Quiche, you see, was quite outre when Patricia Hogan and Ann McCarthy opened Mitchell's Cellar Restaurant in Dublin's Kildare Street 21 years ago, and though fads have come and gone, governments have risen and fallen and restaurants have opened and closed, Mitchell's and its quiche have been a staple that Dublin's diners had come to rely on.

The tables of dark varnished wood and the red-checked lampshades were still in place last week, though Ms Hogan and Ms McCarthy were packing away their own memories of the cavernous diningroom.

"We took over the franchise when Peter Dunne - who was running Mitchell's wine shop upstairs - told us that Mitchell's were thinking of opening a restaurant," says Ms Hogan.

READ MORE

Up until the mid-1970s, the wine shop had used its cellars to bottle and rack the wine they imported in barrels. However, as then EEC law stipulated that all wine should be bottled at the source vineyards, the cellar became vacant. It was then the Cathal Brugha Street graduates were asked if they'd take on a new restaurant.

"Well, we thought it would be quiet on the first day, but God!," laughs Ms McCarthy, "there was a queue up the stairs and on to the street. It was mad. You see, there was nothing really like it. It was Dublin's first wine bar, where you'd get something other than chicken and chips, and at a reasonable price."

Dublin's latest restaurateurs couldn't make enough lasagne or mousaka to satisfy demand; they served up "luscious deserts like pavlova and roulades when the norm was apple tart and ice-cream" and proudly, they tell they have never served a chip. The emphasis though, says Mr Dunne, was on the good glass of wine.
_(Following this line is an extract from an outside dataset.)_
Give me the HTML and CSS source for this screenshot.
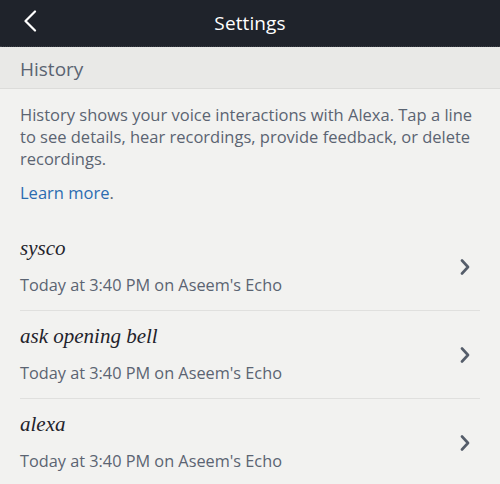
FILE: index.html
```html
<!DOCTYPE html>
<html>
<head>
<meta charset="utf-8">
<link rel="stylesheet" href="styles.css">
</head>
<body>
<div class="topbar">
  <svg class="back" width="14" height="22" viewBox="0 0 14 22"><path d="M12 1.5 L2.5 11 L12 20.5" fill="none" stroke="#fff" stroke-width="2.2" stroke-linecap="round" stroke-linejoin="round"/></svg>
  <div class="title">Settings</div>
</div>
<div class="section">History</div>
<div class="desc">
  <p class="text">History shows your voice interactions with Alexa. Tap a line to see details, hear recordings, provide feedback, or delete recordings.</p>
  <p class="learn"><span class="link">Learn more</span>.</p>
</div>
<div class="list">
  <div class="row">
    <div class="info">
      <div class="utter">sysco</div>
      <div class="meta">Today at 3:40 PM on Aseem's Echo</div>
    </div>
    <svg class="chev" width="10" height="16" viewBox="0 0 10 16"><path d="M2 1.5 L8 8 L2 14.5" fill="none" stroke="#555d6a" stroke-width="2.6" stroke-linecap="round" stroke-linejoin="round"/></svg>
  </div>
  <div class="row">
    <div class="info">
      <div class="utter">ask opening bell</div>
      <div class="meta">Today at 3:40 PM on Aseem's Echo</div>
    </div>
    <svg class="chev" width="10" height="16" viewBox="0 0 10 16"><path d="M2 1.5 L8 8 L2 14.5" fill="none" stroke="#555d6a" stroke-width="2.6" stroke-linecap="round" stroke-linejoin="round"/></svg>
  </div>
  <div class="row">
    <div class="info">
      <div class="utter">alexa</div>
      <div class="meta">Today at 3:40 PM on Aseem's Echo</div>
    </div>
    <svg class="chev" width="10" height="16" viewBox="0 0 10 16"><path d="M2 1.5 L8 8 L2 14.5" fill="none" stroke="#555d6a" stroke-width="2.6" stroke-linecap="round" stroke-linejoin="round"/></svg>
  </div>
</div>
</body>
</html>
```
FILE: styles.css
```css
html, body {
  margin: 0;
  padding: 0;
  background: #f2f2f0;
  font-family: "Open Sans", "Noto Sans", sans-serif;
  width: 500px;
  height: 484px;
  overflow: hidden;
}
.topbar {
  height: 46px;
  background: #1f232b;
  border-bottom: 1px dotted #3a3e46;
  display: flex;
  align-items: center;
  justify-content: center;
  position: relative;
}
.back {
  position: absolute;
  left: 23px;
  top: 10px;
}
.title {
  color: #ffffff;
  font-size: 19px;
  letter-spacing: 0.1px;
}
.section {
  height: 42px;
  box-sizing: border-box;
  background: #e9e9e7;
  border-bottom: 1px solid #dcdcda;
  padding-left: 20px;
  padding-top: 2px;
  display: flex;
  align-items: center;
  font-size: 19px;
  color: #5b6472;
}
.desc {
  padding: 15px 20px 0 20px;
}
.text {
  margin: 0;
  font-size: 16.5px;
  line-height: 22px;
  color: #5b6472;
}
.learn {
  margin: 12px 0 0 0;
  font-size: 16.5px;
  line-height: 22px;
  color: #5b6472;
}
.link {
  color: #2b6cb0;
}
.list {
  margin-top: 19px;
  padding: 0 20px;
}
.row {
  height: 88px;
  box-sizing: border-box;
  border-bottom: 1px solid #e0e0de;
  display: flex;
  align-items: center;
}
.info {
  flex: 1;
  display: flex;
  flex-direction: column;
  gap: 14px;
  padding-bottom: 2px;
}
.utter {
  font-family: "Liberation Serif", serif;
  font-style: italic;
  font-size: 21px;
  line-height: 24px;
  color: #1f232b;
}
.meta {
  font-size: 16.3px;
  line-height: 22px;
  color: #5b6472;
}
.chev {
  margin-right: 10px;
}
```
The arrangement between shop and restaurant worked well, with the women selling and taking the profits from the food, while the shop supplied and sold, with a low mark-up, the wine.
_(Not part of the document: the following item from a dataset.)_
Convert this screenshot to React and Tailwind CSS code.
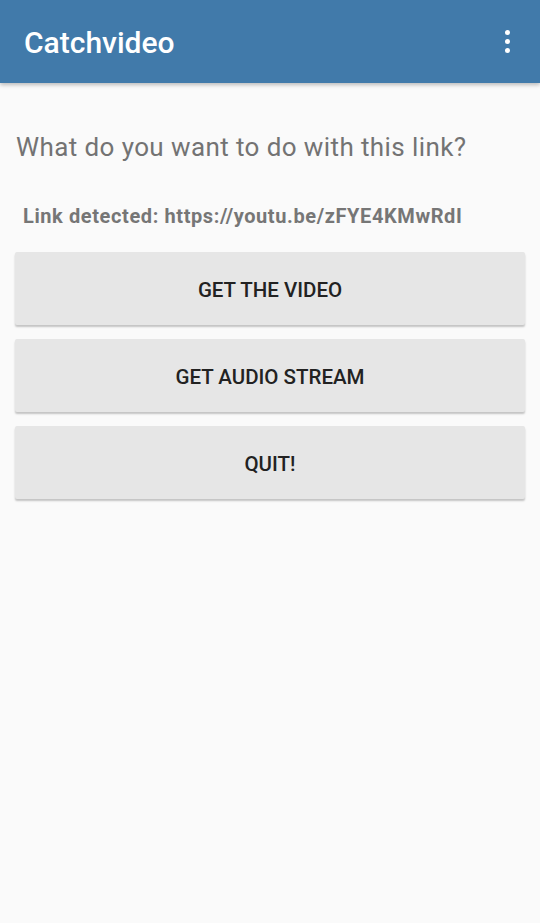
import { useState } from 'react';

const ACTIONS = ['GET THE VIDEO', 'GET AUDIO STREAM', 'QUIT!'];

export default function App() {
  const [link] = useState('https://youtu.be/zFYE4KMwRdI');

  return (
    <div
      className="min-h-[923px] w-full bg-[#fafafa]"
      style={{ fontFamily: 'Roboto, "Noto Sans", sans-serif' }}
    >
      <header className="relative z-10 flex h-[83px] items-center justify-between bg-[#417aaa] pl-[24px] pr-[30px] shadow-[0_2px_4px_rgba(0,0,0,0.25)]">
        <h1 className="pt-[2px] text-[30px] font-medium leading-none text-white">Catchvideo</h1>
        <button className="flex flex-col items-center gap-[4px] py-1" aria-label="More options">
          <span className="h-[5px] w-[5px] rounded-full bg-white" />
          <span className="h-[5px] w-[5px] rounded-full bg-white" />
          <span className="h-[5px] w-[5px] rounded-full bg-white" />
        </button>
      </header>

      <main className="px-[15px]">
        <p className="mt-[49px] pl-[1px] text-[26px] leading-[30px] tracking-[0.4px] text-[#737373]">
          What do you want to do with this link?
        </p>
        <p className="mt-[42px] pl-[8px] text-[20px] font-bold leading-[24px] tracking-[0.6px] text-[#767676]">
          Link detected: {link}
        </p>

        <div className="mt-[24px] flex flex-col gap-[14px]">
          {ACTIONS.map((label) => (
            <button
              key={label}
              className="flex h-[73px] w-full items-center justify-center rounded-[2px] bg-[#e6e6e6] pt-[3px] text-[20.5px] font-medium text-[#222222] shadow-[0_2px_2px_rgba(0,0,0,0.22)]"
            >
              {label}
            </button>
          ))}
        </div>
      </main>
    </div>
  );
}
The late 1970s and early 1980s was a bouyant time economically and people were hungry for the kind of atmosphere Mitchell's offered. Attracted were "government ministers, PR consultants, journalists, wheelers and dealers, the ladies who lunch", recalls Ms Horgan. "We've spanned a generation, seen some things, I can tell you. I wish we'd kept a diary."

They recall a particularly fractious time in politics - that of the forming of the last Fianna FailPD coalition. While either faction dined at opposite ends of the cellar, Fianna Fail's Joe Walshe shuttled between. Ms Hogan has a hunch that perhaps Mitchell's help feed that alliance.

In his role as sommelier, Liam Maher can testify some fine wines have been served. He particularly remembers a bottle of Chateau Pont et Canet 1961, which he opened last year for a Scandinavian customer. Mr Maher himself bottled it from a barrel in the cellar in 1963, and was happy to taste from the £100-plus bottle.

"It tasted great," he smiles.

Ms Horgan and Ms McCarthy are retiring to allow greater investment expansion and the opportunity for someone to open the restaurant in the evenings. They will embark on new projects in the autumn. They hope nothing too radical happens to the old place.

And one suspects that the hundreds who have flocked to bid farewell over the past weeks may well measure the new owners by one thing alone. What else, but calibre of their quiche?

Selling agents, Lisney, are quoting a guideline rent of £45,000 per annum and a minimum premium of £40,000 for the new lease.